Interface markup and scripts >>
## Start
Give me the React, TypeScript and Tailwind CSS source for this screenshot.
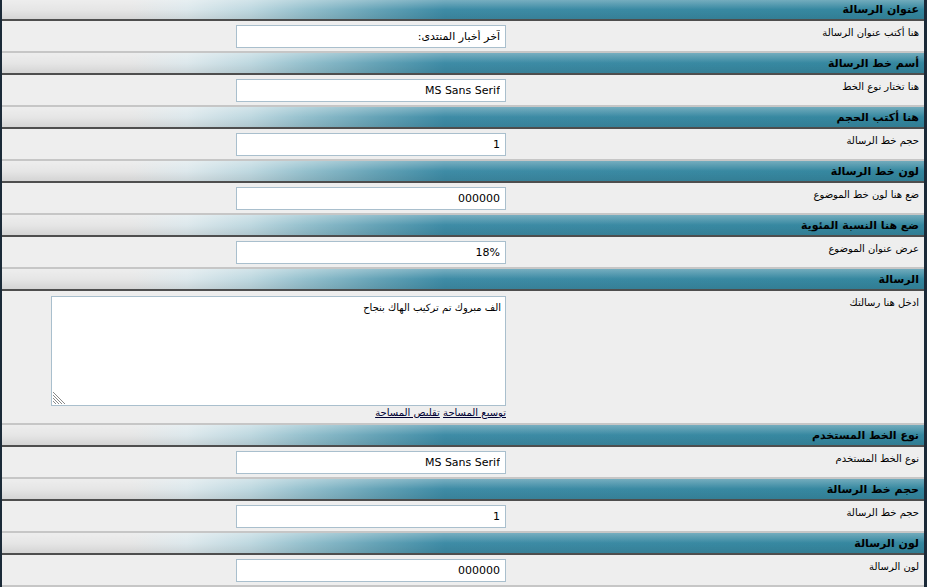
import { Fragment } from "react"

type Field = {
  title: string
  label: string
  value: string
  area?: boolean
}

const fields: Field[] = [
  { title: "عنوان الرسالة", label: "هنا أكتب عنوان الرسالة", value: "آخر أخبار المنتدى:" },
  { title: "أسم خط الرسالة", label: "هنا تختار نوع الخط", value: "MS Sans Serif" },
  { title: "هنا أكتب الحجم", label: "حجم خط الرسالة", value: "1" },
  { title: "لون خط الرسالة", label: "ضع هنا لون خط الموضوع", value: "000000" },
  { title: "ضع هنا النسبة المئوية", label: "عرض عنوان الموضوع", value: "18%" },
  { title: "الرسالة", label: "ادخل هنا رسالتك", value: "الف مبروك تم تركيب الهاك بنجاح", area: true },
  { title: "نوع الخط المستخدم", label: "نوع الخط المستخدم", value: "MS Sans Serif" },
  { title: "حجم خط الرسالة", label: "حجم خط الرسالة", value: "1" },
  { title: "لون الرسالة", label: "لون الرسالة", value: "000000" },
]

function Header({ title, first }: { title: string; first?: boolean }) {
  return (
    <div
      className={`flex items-center pr-[5px] border-b-2 border-[#4e4e4e] bg-[linear-gradient(180deg,rgba(255,255,255,0.3)_0%,rgba(255,255,255,0)_50%,rgba(0,0,0,0.08)_100%),linear-gradient(90deg,#e6e6e6_0%,#e6e6e6_14%,#dde8ec_20%,#bed8e0_27%,#94c0cd_33%,#63a2b6_41%,#3e8ca6_48%,#34879f_100%)] ${first ? "h-[21px]" : "h-[22px]"}`}
    >
      <span className="text-[11px] font-bold text-black leading-none">{title}</span>
    </div>
  )
}

function Grip() {
  return (
    <svg className="absolute left-[2px] bottom-[2px]" width="13" height="13" viewBox="0 0 13 13">
      <g stroke="#8a8a8a" strokeWidth="1">
        <line x1="0" y1="1" x2="12" y2="13" />
        <line x1="0" y1="4" x2="9" y2="13" />
        <line x1="0" y1="7" x2="6" y2="13" />
        <line x1="0" y1="10" x2="3" y2="13" />
      </g>
    </svg>
  )
}

function Row({ field }: { field: Field }) {
  return (
    <div className="grid grid-cols-[414px_1fr] bg-[#eeeeee] border-b-2 border-[#c6c6c6]">
      <div className="pr-[5px] pt-[6px] text-[10px] text-black leading-tight">{field.label}</div>
      <div className="pr-[4px] pt-[4px]">
        {field.area ? (
          <div className="w-[455px] pt-[1px] pb-[4px]">
            <div className="relative">
              <textarea
                readOnly
                dir="rtl"
                defaultValue={field.value}
                className="block w-[455px] h-[110px] resize-none bg-white border border-[#a9bfcd] px-[4px] py-[5px] text-[10px] text-black leading-tight outline-none"
              />
              <Grip />
            </div>
            <div className="mt-[1px] h-[12px] text-[10px] leading-[12px] text-[#000033]">
              <a href="#" className="underline">توسيع المساحة</a>{" "}
              <a href="#" className="underline">تقليص المساحة</a>
            </div>
          </div>
        ) : (
          <input
            readOnly
            dir="rtl"
            defaultValue={field.value}
            className="block w-[270px] h-[23px] mb-[3px] bg-white border border-[#a9bfcd] px-[5px] text-[11px] text-black outline-none"
          />
        )}
      </div>
    </div>
  )
}

export default function App() {
  return (
    <main
      dir="rtl"
      className="min-h-screen bg-[#1b2a38] pl-[2px] pr-[3px] font-['Tahoma','DejaVu_Sans',sans-serif]"
    >
      <div className="bg-[#eeeeee]">
        {fields.map((field, index) => (
          <Fragment key={index}>
            <Header title={field.title} first={index === 0} />
            <Row field={field} />
          </Fragment>
        ))}
      </div>
    </main>
  )
}
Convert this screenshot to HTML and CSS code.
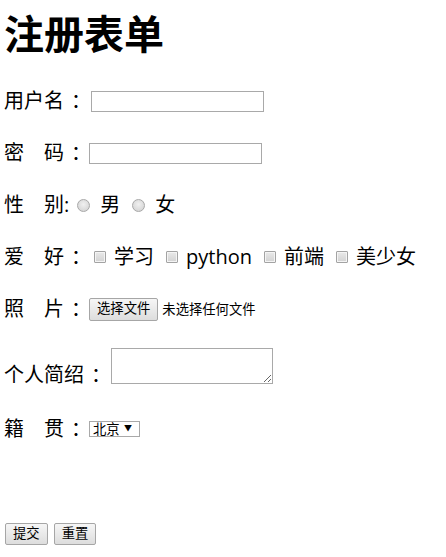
FILE: index.html
```html
<!DOCTYPE html>
<html lang="zh-CN">
<head>
<meta charset="utf-8">
<title>注册表单</title>
<link rel="stylesheet" href="styles.css">
</head>
<body>
<div class="page">
  <h1 class="title">注册表单</h1>
  <form class="form">
    <div class="row">
      <span class="label">用户名<span class="colon">：</span></span>
      <input class="text-input gap-7" type="text">
    </div>
    <div class="row">
      <span class="label">密　码<span class="colon">：</span></span>
      <input class="text-input gap-5" type="password">
    </div>
    <div class="row">
      <span class="label">性　别:</span>
      <label class="opt"><input class="radio first" type="radio" name="sex"><span>男</span></label>
      <label class="opt"><input class="radio" type="radio" name="sex"><span>女</span></label>
    </div>
    <div class="row">
      <span class="label">爱　好<span class="colon">：</span></span>
      <label class="opt"><input class="check first" type="checkbox"><span>学习</span></label>
      <label class="opt"><input class="check" type="checkbox"><span>python</span></label>
      <label class="opt"><input class="check" type="checkbox"><span>前端</span></label>
      <label class="opt"><input class="check" type="checkbox"><span>美少女</span></label>
    </div>
    <div class="row">
      <span class="label">照　片<span class="colon">：</span></span>
      <button class="btn btn-file" type="button">选择文件</button>
      <span class="file-name">未选择任何文件</span>
    </div>
    <div class="row row-bottom">
      <span class="label label-low">个人简绍<span class="colon">：</span></span>
      <textarea class="area"></textarea>
    </div>
    <div class="row row-select">
      <span class="label">籍　贯<span class="colon">：</span></span>
      <span class="select-wrap">
        <select class="select">
          <option>北京</option>
          <option>上海</option>
          <option>广州</option>
        </select>
      </span>
    </div>
    <div class="row row-actions">
      <button class="btn btn-first" type="submit">提交</button>
      <button class="btn btn-next" type="reset">重置</button>
    </div>
  </form>
</div>
</body>
</html>
```

FILE: styles.css
```css
html, body {
  margin: 0;
  padding: 0;
  background: #fff;
}

body {
  font-family: "Open Sans", "Noto Sans CJK SC", sans-serif;
  font-size: 20px;
  line-height: 26px;
  color: #000;
}

.page {
  padding: 10px 0 0 4px;
}

.title {
  margin: 0 0 30px;
  font-size: 40px;
  line-height: 48px;
  font-weight: bold;
}

.form {
  display: flex;
  flex-direction: column;
  gap: 26px;
}

.row {
  display: flex;
  align-items: center;
  height: 26px;
  white-space: nowrap;
}

.colon {
  display: inline-block;
  padding-left: 7px;
  margin-right: -7px;
}

.row-bottom {
  height: auto;
  align-items: flex-end;
}

.label-low {
  margin-bottom: -4px;
}

.row-select {
  margin-top: 6px;
}

.row-actions {
  margin-top: 55px;
  height: 22px;
}

.text-input {
  box-sizing: border-box;
  width: 173px;
  height: 21px;
  margin: 0;
  padding: 1px 2px;
  border: 1px solid #a9a9a9;
  border-radius: 0;
  background: #fff;
  font-size: 13.333px;
  outline: none;
}

.gap-7 { margin-left: 7px; }
.gap-5 { margin-left: 5px; }

.opt {
  display: flex;
  align-items: center;
}

.radio {
  appearance: none;
  -webkit-appearance: none;
  box-sizing: border-box;
  width: 13px;
  height: 13px;
  margin: 0 10px 0 12px;
  border: 1px solid #a8a8a8;
  border-radius: 50%;
  background: radial-gradient(circle at 50% 40%, #f0f0f0 0%, #dcdcdc 60%, #cfcfcf 100%);
}

.radio.first {
  margin-left: 8px;
}

.check {
  appearance: none;
  -webkit-appearance: none;
  box-sizing: border-box;
  width: 12px;
  height: 12px;
  margin: 0 8px 0 12px;
  border: 1px solid #a3a3a3;
  border-radius: 1px;
  background: linear-gradient(#e9e9e9, #d2d2d2);
  box-shadow: inset 0 0 0 1px #f4f4f4;
}

.check.first {
  margin-left: 10px;
}

.btn {
  box-sizing: border-box;
  height: 23px;
  margin: 0;
  padding: 0 7px;
  border: 1px solid #a6a6a6;
  border-radius: 2px;
  background: linear-gradient(#f6f6f6, #dddddd);
  color: #000;
  font-family: "Open Sans", "Noto Sans CJK SC", sans-serif;
  font-size: 13.333px;
  line-height: 1;
}

.btn-file {
  margin-left: 5px;
}

.row-actions .btn {
  height: 22px;
}

.btn-first {
  margin-left: 1px;
}

.btn-next {
  margin-left: 6px;
}

.file-name {
  margin-left: 4px;
  font-size: 13.333px;
  line-height: 18px;
}

.area {
  box-sizing: border-box;
  width: 162px;
  height: 36px;
  margin: 0 0 0 7px;
  padding: 2px;
  border: 1px solid #a9a9a9;
  border-radius: 0;
  background: #fff;
  font-size: 13.333px;
  outline: none;
}

.select-wrap {
  position: relative;
  display: inline-flex;
  margin-left: 5px;
}

.select {
  appearance: none;
  -webkit-appearance: none;
  box-sizing: border-box;
  width: 51px;
  height: 16px;
  margin: 0;
  padding: 0 14px 0 3px;
  border: 1px solid #a9a9a9;
  border-radius: 0;
  background: #fff;
  color: #000;
  font-family: "Open Sans", "Noto Sans CJK SC", sans-serif;
  font-size: 13.333px;
  line-height: 14px;
}

.select-wrap::after {
  content: "▼";
  position: absolute;
  right: 8px;
  top: 3px;
  font-size: 8px;
  line-height: 8px;
  color: #000;
  pointer-events: none;
}
```
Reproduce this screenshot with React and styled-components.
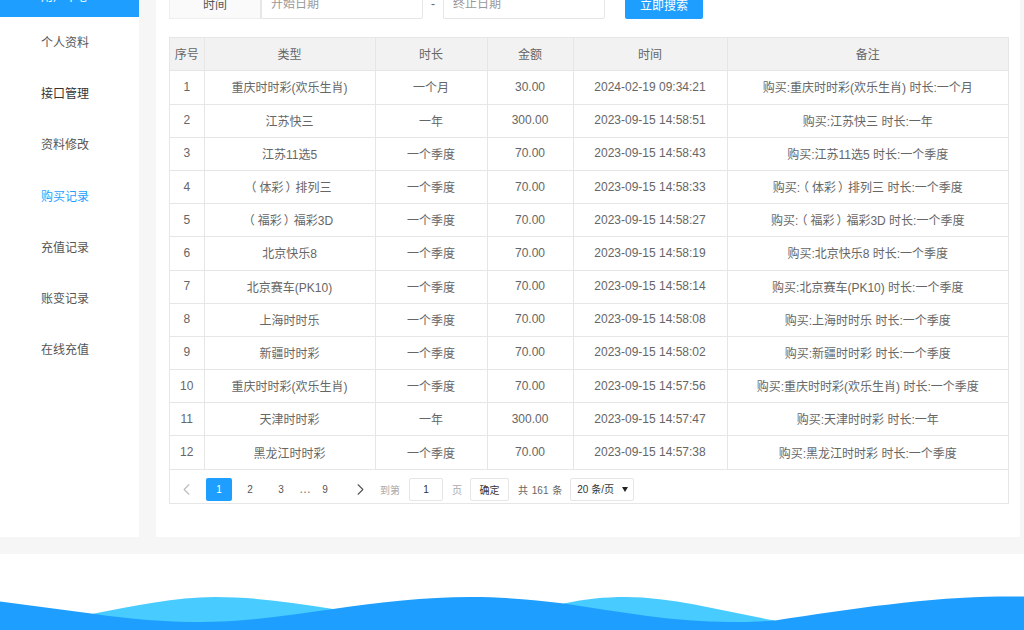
## End
Aim of the exercise >>
State how many lines in the records above contain the word "this", and give only that number.

Worked answer >>
3